So it took the whole rap genre seven years from 1979 – 1986 to accomplish what Drake has done in one week.  Obviously, the list of those first 14 songs doesn’t include some of hip-hop’s very early classics that just didn’t crossover enough to make the chart, like jams by the Treacherous Three, Sequence, and several additional songs by many of the artists listed above.  It is also apparent that rap has since enjoyed much more mainstream commercial success than it did in those early years when it literally “started from the bottom” as Drake would put it.  But “now we’re here” and the difference between then and now could be summed up by the fact that, during this past week – on the Hot 100 chart dated March 7, 2015 – there were over 30 songs either recorded by or featuring rap artists, including the “Drake Fourteen.”

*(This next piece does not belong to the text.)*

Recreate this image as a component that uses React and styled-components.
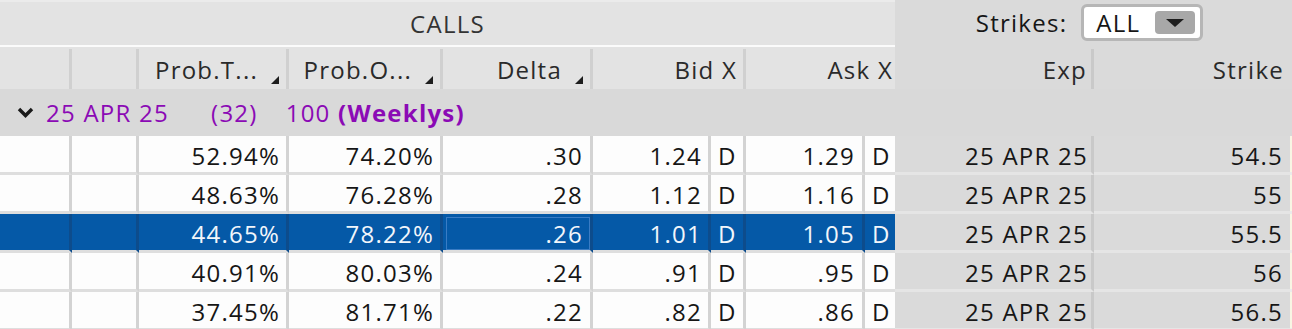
import styled, { createGlobalStyle } from "styled-components";

const GlobalStyle = createGlobalStyle`
    body {
        margin: 0;
        font-family: "Open Sans", "Noto Sans", sans-serif;
        background: #dadada;
    }
`;

const COLS = "72px 67px 150px 154px 150px 118px 35px 119px 30px 199px 196px 2px";

const Page = styled.div`
    width: 1292px;
    height: 329px;
    overflow: hidden;
    background: #dadada;
    color: #161616;
    font-size: 24px;
    letter-spacing: 1.25px;
`;

const TopBar = styled.div`
    display: grid;
    grid-template-columns: 895px 1fr;
    height: 47px;
`;

const Title = styled.div`
    display: flex;
    align-items: center;
    justify-content: center;
    background: #e3e3e3;
    border-top: 2px solid #ebebeb;
    border-bottom: 2px solid #fbfbfb;
    color: #333;
`;

const StrikesBox = styled.div`
    display: flex;
    align-items: center;
    justify-content: center;
    gap: 14px;
    padding: 0 8px 2px 0;
`;

const Select = styled.div`
    display: flex;
    align-items: center;
    justify-content: space-between;
    box-sizing: border-box;
    width: 122px;
    height: 37px;
    padding: 0 5px 0 12px;
    background: #fff;
    border: 3px solid #b6b6b6;
    border-radius: 6px;
`;

const SelectButton = styled.div`
    display: flex;
    align-items: center;
    justify-content: center;
    width: 40px;
    height: 23px;
    background: #a8a8a8;
    border-radius: 4px;
`;

const HeaderRow = styled.div`
    display: grid;
    grid-template-columns: ${COLS};
    height: 42px;
    background: linear-gradient(to right, #e3e3e3 895px, #dadada 895px);
`;

const HeaderCell = styled.div`
    display: flex;
    align-items: center;
    justify-content: flex-end;
    box-sizing: border-box;
    margin-top: 2px;
    padding-right: ${(p) => p.$pad ?? 6}px;
    grid-column: span ${(p) => p.$span ?? 1};
    border-right: ${(p) => (p.$noBorder ? "none" : `3px solid ${p.$line ?? "#d0d0d0"}`)};
    color: #2a2a2a;
    white-space: nowrap;
`;

const SortMark = styled.span`
    align-self: flex-end;
    margin: 0 1px 5px 13px;
    width: 0;
    height: 0;
    border-left: 8px solid transparent;
    border-bottom: 8px solid #1e1e1e;
`;

const GroupRow = styled.div`
    display: flex;
    align-items: center;
    height: 47px;
    padding-left: 17px;
    box-sizing: border-box;
    background: #d9d9d9;
    color: #8b0ab5;
`;

const GroupText = styled.span`
    margin-left: ${(p) => p.$gap}px;
    font-weight: ${(p) => (p.$bold ? 700 : 400)};
`;

const Row = styled.div`
    display: grid;
    grid-template-columns: ${COLS};
    height: 39px;
`;

const Cell = styled.div`
    display: flex;
    align-items: center;
    justify-content: ${(p) => (p.$left ? "flex-start" : "flex-end")};
    box-sizing: border-box;
    padding: 2px ${(p) => (p.$left ? 0 : p.$pad ?? 6)}px 0 ${(p) => (p.$left ? 7 : 0)}px;
    background: ${(p) => (p.$sel ? "#0559a7" : "#fdfdfd")};
    color: ${(p) => (p.$sel ? "#f2f6fb" : "#161616")};
    border-right: ${(p) => (p.$noBorder ? "none" : `3px solid ${p.$sel ? "#0d4c8c" : "#d3d3d3"}`)};
    border-bottom: 3px solid #dedede;
    outline: ${(p) => (p.$focus ? "1px solid #3a7cc4" : "none")};
    outline-offset: -4px;
`;

const SideCell = styled.div`
    display: flex;
    align-items: center;
    justify-content: flex-end;
    box-sizing: border-box;
    padding: 2px ${(p) => p.$pad}px 0 0;
    background: #dadada;
    border-right: ${(p) => (p.$line ? "3px solid #c9c9c9" : "none")};
    border-bottom: 3px solid #e5e5e5;
`;

const Edge = styled.div`
    background: #f8f6e4;
    border-bottom: 3px solid #ebebeb;
`;

const rows = [
    ["52.94%", "74.20%", ".30", "1.24", "1.29", "54.5"],
    ["48.63%", "76.28%", ".28", "1.12", "1.16", "55"],
    ["44.65%", "78.22%", ".26", "1.01", "1.05", "55.5"],
    ["40.91%", "80.03%", ".24", ".91", ".95", "56"],
    ["37.45%", "81.71%", ".22", ".82", ".86", "56.5"],
];

function Chevron() {
    return (
        <svg width="17" height="12" viewBox="0 0 17 12">
            <polyline points="2,2 8.5,8.5 15,2" fill="none" stroke="#1a1a1a" strokeWidth="3.4" />
        </svg>
    );
}

function App() {
    return (
        <Page>
            <GlobalStyle />
            <TopBar>
                <Title>CALLS</Title>
                <StrikesBox>
                    <span>Strikes:</span>
                    <Select>
                        <span>ALL</span>
                        <SelectButton>
                            <svg width="18" height="8" viewBox="0 0 18 8">
                                <polygon points="0,0 18,0 9,8" fill="#1e1e1e" />
                            </svg>
                        </SelectButton>
                    </Select>
                </StrikesBox>
            </TopBar>

            <HeaderRow>
                <HeaderCell />
                <HeaderCell />
                <HeaderCell>
                    Prob.T...
                    <SortMark />
                </HeaderCell>
                <HeaderCell>
                    Prob.O...
                    <SortMark />
                </HeaderCell>
                <HeaderCell>
                    Delta
                    <SortMark />
                </HeaderCell>
                <HeaderCell $span={2}>Bid X</HeaderCell>
                <HeaderCell $span={2} $noBorder $pad={2}>
                    Ask X
                </HeaderCell>
                <HeaderCell $line="#c9c9c9" $pad={4}>
                    Exp
                </HeaderCell>
                <HeaderCell $noBorder $pad={6}>
                    Strike
                </HeaderCell>
                <HeaderCell $noBorder $pad={0} />
            </HeaderRow>

            <GroupRow>
                <Chevron />
                <GroupText $gap={12}>25 APR 25</GroupText>
                <GroupText $gap={42}>(32)</GroupText>
                <GroupText $gap={28}>
                    100 <GroupText $gap={0} $bold>(Weeklys)</GroupText>
                </GroupText>
            </GroupRow>

            {rows.map((r, i) => {
                const sel = i === 2;
                return (
                    <Row key={r[5]}>
                        <Cell $sel={sel} />
                        <Cell $sel={sel} />
                        <Cell $sel={sel}>{r[0]}</Cell>
                        <Cell $sel={sel}>{r[1]}</Cell>
                        <Cell $sel={sel} $focus={sel} $pad={7}>
                            {r[2]}
                        </Cell>
                        <Cell $sel={sel}>{r[3]}</Cell>
                        <Cell $sel={sel} $left>
                            D
                        </Cell>
                        <Cell $sel={sel} $pad={7}>
                            {r[4]}
                        </Cell>
                        <Cell $sel={sel} $left $noBorder>
                            D
                        </Cell>
                        <SideCell $line $pad={3}>
                            25 APR 25
                        </SideCell>
                        <SideCell $pad={7}>{r[5]}</SideCell>
                        <Edge />
                    </Row>
                );
            })}
        </Page>
    );
}

export default App;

In the coming weeks, I’ll continue this series on rap and hip-hop’s evolution (or devolution) over the past four decades by picking up in the late 1980s (post-“Walk This Way”), when artists like Eric B & Rakim, Salt-N-Pepa, Ice-T, Boogie Down Productions & KRS-One, Doug E. Fresh, Slick Rick, Public Enemy, NWA, MC Hammer and many others helped usher in rap’s “Golden Era.”  I’ll be offering unique perspectives on the genre’s explosion into the 1990s and beyond.

So stay tuned.

Oh!  And by the way, here are the record-tying fourteen songs – listed by chart position – that Drake charted with during the week ending March 7, 2015, on Billboard Magazine’s Hot 100 singles chart (he is the lead artist on all songs except as indicated):


#16: “Only” (Nicki Minaj feat. Drake and others)
#17: “Truffle Butter” (Nicki Minaj feat. Drake and others)
#26: “Energy”
#49: “Tuesday” (I Love Makonnen feat. Drake)
#52: “Legend”
#58: “10 Bands”
#68: “Blessings” (Big Sean feat. Drake)
#70: “Know Yourself”
#81: “No Tellin'”
#82: “Preach”
#83: “6 God”
#84: “Used To”
#95: “Now & Forever”
#97: “6 Man”



By DJ Rob

Your thoughts?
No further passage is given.